Recorded data:
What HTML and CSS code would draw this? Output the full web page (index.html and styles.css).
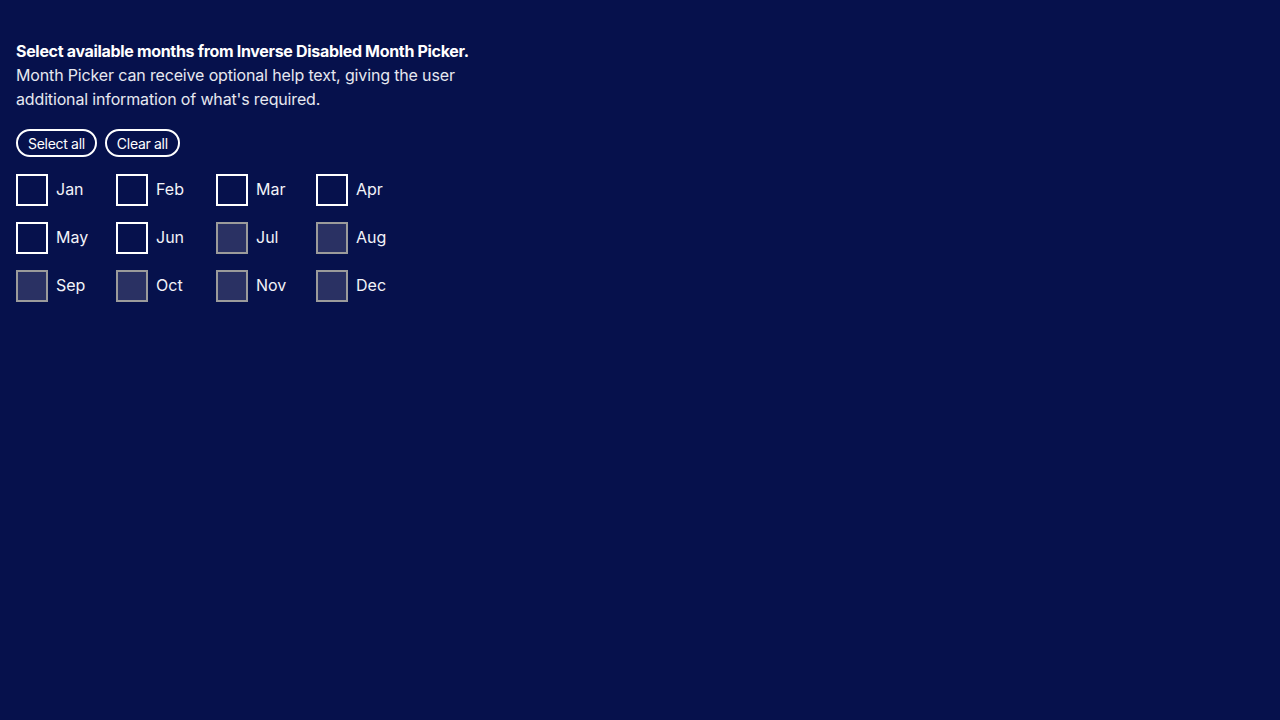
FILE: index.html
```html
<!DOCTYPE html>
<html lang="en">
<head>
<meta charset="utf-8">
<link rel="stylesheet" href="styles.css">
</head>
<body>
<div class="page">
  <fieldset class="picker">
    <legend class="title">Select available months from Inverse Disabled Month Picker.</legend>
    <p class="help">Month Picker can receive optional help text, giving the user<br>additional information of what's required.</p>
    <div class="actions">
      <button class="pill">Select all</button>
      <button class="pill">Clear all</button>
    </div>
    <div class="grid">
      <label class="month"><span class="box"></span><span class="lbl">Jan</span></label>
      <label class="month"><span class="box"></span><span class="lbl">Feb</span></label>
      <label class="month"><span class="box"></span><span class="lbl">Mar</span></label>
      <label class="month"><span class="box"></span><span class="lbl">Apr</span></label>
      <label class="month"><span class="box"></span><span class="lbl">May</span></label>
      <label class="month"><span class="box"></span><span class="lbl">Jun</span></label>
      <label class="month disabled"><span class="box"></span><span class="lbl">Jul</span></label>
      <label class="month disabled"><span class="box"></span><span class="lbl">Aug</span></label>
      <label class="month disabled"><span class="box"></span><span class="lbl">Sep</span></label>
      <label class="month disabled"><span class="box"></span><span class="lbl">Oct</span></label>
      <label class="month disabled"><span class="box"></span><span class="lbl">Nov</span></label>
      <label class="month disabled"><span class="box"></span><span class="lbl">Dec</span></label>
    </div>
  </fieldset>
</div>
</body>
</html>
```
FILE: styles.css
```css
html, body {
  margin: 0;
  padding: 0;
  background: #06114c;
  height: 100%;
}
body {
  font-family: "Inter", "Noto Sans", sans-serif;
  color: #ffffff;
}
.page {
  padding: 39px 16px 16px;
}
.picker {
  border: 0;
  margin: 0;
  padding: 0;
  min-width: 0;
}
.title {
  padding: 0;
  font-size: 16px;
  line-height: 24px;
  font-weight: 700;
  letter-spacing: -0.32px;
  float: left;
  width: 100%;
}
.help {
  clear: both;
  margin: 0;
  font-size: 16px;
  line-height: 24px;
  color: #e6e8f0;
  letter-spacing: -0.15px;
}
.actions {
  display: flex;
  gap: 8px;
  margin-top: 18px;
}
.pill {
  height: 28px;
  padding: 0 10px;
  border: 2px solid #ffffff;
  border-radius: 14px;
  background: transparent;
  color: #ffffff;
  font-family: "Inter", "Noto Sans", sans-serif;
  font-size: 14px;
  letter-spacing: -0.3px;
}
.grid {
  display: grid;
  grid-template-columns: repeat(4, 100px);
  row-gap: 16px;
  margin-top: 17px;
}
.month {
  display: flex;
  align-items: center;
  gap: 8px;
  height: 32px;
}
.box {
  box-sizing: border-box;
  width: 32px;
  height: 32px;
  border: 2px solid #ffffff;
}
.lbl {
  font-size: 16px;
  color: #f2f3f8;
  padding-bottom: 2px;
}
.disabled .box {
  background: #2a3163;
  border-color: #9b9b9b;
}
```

Written exercise: Leave the pictures out and output the rest of the listing exactly.

Response to the task:
What HTML and CSS code would draw this? Output the full web page (index.html and styles.css).
FILE: index.html
```html
<!DOCTYPE html>
<html lang="en">
<head>
<meta charset="utf-8">
<link rel="stylesheet" href="styles.css">
</head>
<body>
<div class="page">
  <fieldset class="picker">
    <legend class="title">Select available months from Inverse Disabled Month Picker.</legend>
    <p class="help">Month Picker can receive optional help text, giving the user<br>additional information of what's required.</p>
    <div class="actions">
      <button class="pill">Select all</button>
      <button class="pill">Clear all</button>
    </div>
    <div class="grid">
      <label class="month"><span class="box"></span><span class="lbl">Jan</span></label>
      <label class="month"><span class="box"></span><span class="lbl">Feb</span></label>
      <label class="month"><span class="box"></span><span class="lbl">Mar</span></label>
      <label class="month"><span class="box"></span><span class="lbl">Apr</span></label>
      <label class="month"><span class="box"></span><span class="lbl">May</span></label>
      <label class="month"><span class="box"></span><span class="lbl">Jun</span></label>
      <label class="month disabled"><span class="box"></span><span class="lbl">Jul</span></label>
      <label class="month disabled"><span class="box"></span><span class="lbl">Aug</span></label>
      <label class="month disabled"><span class="box"></span><span class="lbl">Sep</span></label>
      <label class="month disabled"><span class="box"></span><span class="lbl">Oct</span></label>
      <label class="month disabled"><span class="box"></span><span class="lbl">Nov</span></label>
      <label class="month disabled"><span class="box"></span><span class="lbl">Dec</span></label>
    </div>
  </fieldset>
</div>
</body>
</html>
```
FILE: styles.css
```css
html, body {
  margin: 0;
  padding: 0;
  background: #06114c;
  height: 100%;
}
body {
  font-family: "Inter", "Noto Sans", sans-serif;
  color: #ffffff;
}
.page {
  padding: 39px 16px 16px;
}
.picker {
  border: 0;
  margin: 0;
  padding: 0;
  min-width: 0;
}
.title {
  padding: 0;
  font-size: 16px;
  line-height: 24px;
  font-weight: 700;
  letter-spacing: -0.32px;
  float: left;
  width: 100%;
}
.help {
  clear: both;
  margin: 0;
  font-size: 16px;
  line-height: 24px;
  color: #e6e8f0;
  letter-spacing: -0.15px;
}
.actions {
  display: flex;
  gap: 8px;
  margin-top: 18px;
}
.pill {
  height: 28px;
  padding: 0 10px;
  border: 2px solid #ffffff;
  border-radius: 14px;
  background: transparent;
  color: #ffffff;
  font-family: "Inter", "Noto Sans", sans-serif;
  font-size: 14px;
  letter-spacing: -0.3px;
}
.grid {
  display: grid;
  grid-template-columns: repeat(4, 100px);
  row-gap: 16px;
  margin-top: 17px;
}
.month {
  display: flex;
  align-items: center;
  gap: 8px;
  height: 32px;
}
.box {
  box-sizing: border-box;
  width: 32px;
  height: 32px;
  border: 2px solid #ffffff;
}
.lbl {
  font-size: 16px;
  color: #f2f3f8;
  padding-bottom: 2px;
}
.disabled .box {
  background: #2a3163;
  border-color: #9b9b9b;
}
```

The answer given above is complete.